Cogióla ligeramente con la punta de los dedos, y volvió á salir sin dar tiempo á los compinches de Palomino para nueva embestida.

-¡Me las rebanaron, Antonio! ¡Me las rebanaron-exclamaba el infeliz desnarizado. -Y lo peor es que ya están frías y no podrá pegármelas el físico!

Y Vásquez y su deudo se fueron á toda prisa donde don Carlos Ballesteros, que era en su época la filigrana de oro entre los médicos y cirujanos de Lima.

Este declaró que las narices eran difuntas; que para ellas no había resurrección, y que lo único acertado que podía hacer su exdueño, en obsequio de ellas, era mandarlas enterrar en sagrado.

La rinoplastia estaba todavía en el limbo. Edmundo About no había escrito aún su ingeniosa novela La nariz de un notario.

Aunque el macrobio ó centenario don Juan Rodríguez Fresle, en su famoso libro el Carnero, cronicón divertidísimo, dice que Vásquez se mandó fabricar unas narices de barro

muy natural, otro escritor asegura que fueron de cera nicaragüense. A lo que dice el último me atengo.

*

*

Melchor Vásquez Campusano fué, en Lima, la quinta esencia de la tunantería pasada por alambique. De buen talante, rumboso, espadachín, más alegre que día con sol de primavera y muy mimado por las princesas de á tres cuartillos.

Vásquez Campusano vino al Perú, mancebo de veinte años, cuando la lucha entre La Gasca y Gonzalo Pizarro caminaba á su término. Conociólo el Demonio de los Andes, le fué simpático, y Carbajal le propuso que tomase servicio, como oficial de pluma y secretario de su persona, con paga de alférez.

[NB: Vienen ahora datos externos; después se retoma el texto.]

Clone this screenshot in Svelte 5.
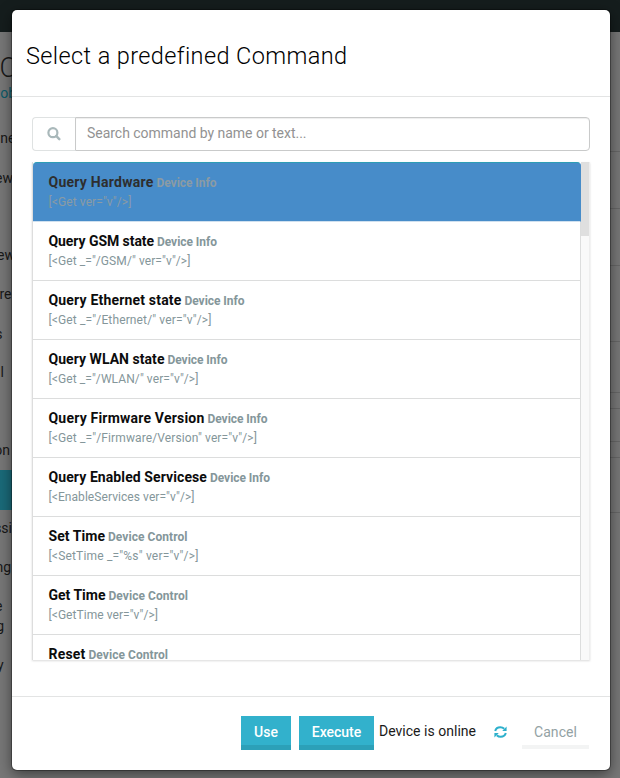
<script>
  const commands = [
    { name: 'Query Hardware', nw: 105, tag: 'Device Info', tw: 60, code: '[<Get ver="v"/>]', cw: 83 },
    { name: 'Query GSM state', nw: 105.5, tag: 'Device Info', tw: 60, code: '[<Get _="/GSM/" ver="v"/>]', cw: 142 },
    { name: 'Query Ethernet state', nw: 133, tag: 'Device Info', tw: 60, code: '[<Get _="/Ethernet/" ver="v"/>]', cw: 163 },
    { name: 'Query WLAN state', nw: 116, tag: 'Device Info', tw: 60, code: '[<Get _="/WLAN/" ver="v"/>]', cw: 150 },
    { name: 'Query Firmware Version', nw: 156, tag: 'Device Info', tw: 60, code: '[<Get _="/Firmware/Version" ver="v"/>]', cw: 208.5 },
    { name: 'Query Enabled Servicese', nw: 158.5, tag: 'Device Info', tw: 60, code: '[<EnableServices ver="v"/>]', cw: 146 },
    { name: 'Set Time', nw: 56.5, tag: 'Device Control', tw: 79.5, code: '[<SetTime _="%s" ver="v"/>]', cw: 150 },
    { name: 'Get Time', nw: 57, tag: 'Device Control', tw: 79.5, code: '[<GetTime ver="v"/>]', cw: 109.5 },
    { name: 'Reset', nw: 37, tag: 'Device Control', tw: 79.5, code: '[<Reset ver="v"/>]', cw: 95 }
  ];
  const navTexts = [
    { t: 'IC', y: 53, r: 17, s: 27, k: 'big' },
    { t: 'ob', y: 83, r: 16, s: 14, k: 'link' },
    { t: 'ne', y: 128, r: 15.5, s: 14 },
    { t: 'ew', y: 168, r: 13, s: 14 },
    { t: 'ew', y: 245, r: 15, s: 14 },
    { t: 're', y: 284, r: 11.5, s: 14 },
    { t: 's', y: 324, r: 2.5, s: 14 },
    { t: 'l', y: 362, r: 4, s: 14 },
    { t: 'on', y: 440, r: 10, s: 14 },
    { t: 'ssi', y: 518, r: 12, s: 14 },
    { t: 'ng', y: 557, r: 11, s: 14 },
    { t: 'e', y: 596, r: 2.5, s: 14 },
    { t: 'g', y: 616, r: 4, s: 14 },
    { t: 'y', y: 655, r: 3.5, s: 14 }
  ];
  const rules = [151, 208, 265, 341, 392, 408, 441, 457, 512];

  // Spreads the letters of a label evenly over the given width.
  function fit(node, width) {
    node.style.letterSpacing = '0px';
    const natural = node.getBoundingClientRect().width;
    node.style.letterSpacing = (width - natural) / node.textContent.length + 'px';
  }
</script>

<div class="page">
  <div class="topbar"></div>
  {#each navTexts as n}
    <span class="nav {n.k ?? ''}" style="top:{n.y}px;right:{620 - n.r}px;font-size:{n.s}px">{n.t}</span>
  {/each}
  <div class="active"></div>
  {#each rules as y}
    <i class="rule" style="top:{y}px"></i>
  {/each}

  <section class="modal">
    <header><h1><span use:fit={321}>Select a predefined Command</span></h1></header>
    <div class="body">
      <div class="search">
        <div class="addon">
          <svg width="14" height="14" viewBox="0 0 14 14" fill="none" stroke="#a9b8ba" stroke-linecap="round">
            <circle cx="5.9" cy="5.7" r="4.5" stroke-width="2.2" />
            <path d="M9.4 9.2 12.3 12.1" stroke-width="2.5" />
          </svg>
        </div>
        <div class="input"><span use:fit={219.5}>Search command by name or text...</span></div>
      </div>
      <div class="list">
        <div class="items">
          {#each commands as c, i}
            <div class="item" class:selected={i === 0}>
              <div class="title"><b use:fit={c.nw}>{c.name}</b><em use:fit={c.tw}>{c.tag}</em></div>
              <div class="code"><span use:fit={c.cw}>{c.code}</span></div>
            </div>
          {/each}
        </div>
        <div class="track"><div class="thumb"></div></div>
      </div>
    </div>
    <footer>
      <button class="primary use"><span use:fit={24}>Use</span></button>
      <button class="primary exec"><span use:fit={49.5}>Execute</span></button>
      <div class="status"><span use:fit={97}>Device is online</span></div>
      <svg class="refresh" width="13" height="12" viewBox="0 0 13 12">
        <path d="M1.2 4.9C1.8 2.6 3.9 1.2 6.3 1.2c1.5 0 2.9.6 3.9 1.6M11.8 7.1c-.6 2.3-2.7 3.7-5.1 3.7-1.5 0-2.9-.6-3.9-1.6" fill="none" stroke="#2db0cc" stroke-width="2" />
        <path d="M12.6.6v4.3H8.2zM.4 11.4V7.1h4.4z" fill="#2db0cc" />
      </svg>
      <button class="cancel"><span use:fit={43}>Cancel</span></button>
    </footer>
  </section>
</div>

<style>
  .page { position: relative; width: 620px; height: 778px; overflow: hidden; background: #777; font-family: Roboto, "Liberation Sans", sans-serif; box-sizing: border-box; padding: 10px 10px 8px 12px; }
  .page * { box-sizing: border-box; }
  .topbar { position: absolute; inset: 0 0 auto 0; height: 32px; background: #151d1d; }
  .nav { position: absolute; line-height: 20px; color: #181818; white-space: nowrap; }
  .nav.big { line-height: 30px; font-weight: 300; }
  .nav.link { color: #0b5a69; }
  .active { position: absolute; left: 0; top: 470px; width: 12px; height: 40px; background: #1a6a79; }
  .rule { position: absolute; right: 0; width: 10px; height: 1px; background: #666; }
  .modal { position: relative; width: 598px; height: 760px; background: #fff; border-radius: 5px; display: flex; flex-direction: column; box-shadow: 0 0 0 1px rgba(0,0,0,.3), 0 4px 14px rgba(0,0,0,.5); }
  header { height: 87px; border-bottom: 1px solid #e3e4e4; padding: 30px 0 0 14px; }
  h1 { margin: 0; font-size: 23.5px; line-height: 32px; font-weight: 300; color: #000; white-space: nowrap; }
  .body { height: 599px; padding: 20px 20px 0; }
  .search { display: flex; height: 34px; }
  .addon { width: 43px; border: 1px solid #dfe2e2; border-right: 0; border-radius: 4px 0 0 4px; display: flex; align-items: center; justify-content: center; padding-right: 1px; }
  .input { flex: 1; border: 1px solid #c9caca; border-radius: 0 4px 4px 0; padding-left: 11px; line-height: 31px; font-size: 14px; color: #929292; box-shadow: inset 0 1px 1px rgba(0,0,0,.07); white-space: nowrap; }
  .list { margin-top: 11px; height: 498px; display: flex; overflow: hidden; box-shadow: 0 1px 2px rgba(0,0,0,.15); }
  .items { flex: 1; border-left: 1px solid #ddd; }
  .item { height: 59px; border-bottom: 1px solid #dcdddd; border-right: 1px solid #dcdddd; padding: 9px 0 0 15.5px; white-space: nowrap; }
  .item.selected { height: 60px; background: #478cc9; border-color: #478cc9; border-bottom-color: #cfe0ef; border-radius: 4px 4px 0 0; border-top: 1px solid #2d9db5; }
  .title { display: flex; gap: 3px; align-items: baseline; height: 21px; line-height: 20px; }
  b { font-size: 14px; font-weight: 700; color: #0c0c0c; }
  em { font-style: normal; font-size: 12px; font-weight: 700; color: #84969a; }
  .code { font-size: 12px; line-height: 18px; color: #84969a; }
  .selected b { color: #2e2e2e; }
  .selected em, .selected .code { color: #8b9ba4; }
  .track { width: 9px; background: #f9f9f9; border-right: 1px solid #eee; }
  .thumb { height: 74px; background: #dfdfdf; }
  footer { height: 74px; border-top: 1px solid #e3e4e4; padding: 19px 21px 0 229px; display: flex; }
  button { border: 0; padding: 0; font: 500 14px/32px Roboto, "Liberation Sans", sans-serif; height: 34px; display: flex; justify-content: center; white-space: nowrap; }
  .primary { background: #32b1cc; color: #fff; box-shadow: inset 0 -5px #2ca0b8; }
  .use { width: 50px; margin-right: 8px; }
  .exec { width: 75px; }
  .status { margin-left: 5px; width: 115px; font-size: 14px; line-height: 31px; color: #1a1a1a; white-space: nowrap; }
  .refresh { margin-top: 10px; flex: none; }
  .cancel { margin-left: auto; width: 67px; background: #fff; color: #93a2a4; height: 33px; font-weight: 400; box-shadow: inset 0 -4px #f3f4f4; }
</style>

--Acepta, muchacho,-le dijo que á mi lado tienes el cielo con las puertas de par en par, y mucho habría de poder el diablo si de la mano no te llevo hasta un sillón de la Audiencia.

Y Vásquez Campusano, que había dejado manteo y cuchara en la universidad de Salamanca, donde era sopista, escapándose para América, se vió ya hecho todo un oidor, y aceptó con agradecimiento la propuesta. En honra suya consigno que no fué del número de los que renegaron de Carbajal.

* *

La aventura malaventurada de las narices tuvo para él, por consecuencia final, la de que su novia, que era una limeñita que calzaba zapaticos que parecían hechos por mano de ángel y para caminar sobre nubes, le expidiera pasaporte en regla, y se echara á corresponder las carantoñas y cucamonas de Perico Carrocela, uno de los desnarizadores. La niña era de esas que, con solo mirarlas, siente un cristiano calambre en las piernas y temblor en la barba. ¡Digo, si sería linda! Compadezco al galán que, por carencia de narices, no pudo disfrutar del perfume de esa rosa pitimini. Flores tales no las hizo Dios para los chatos.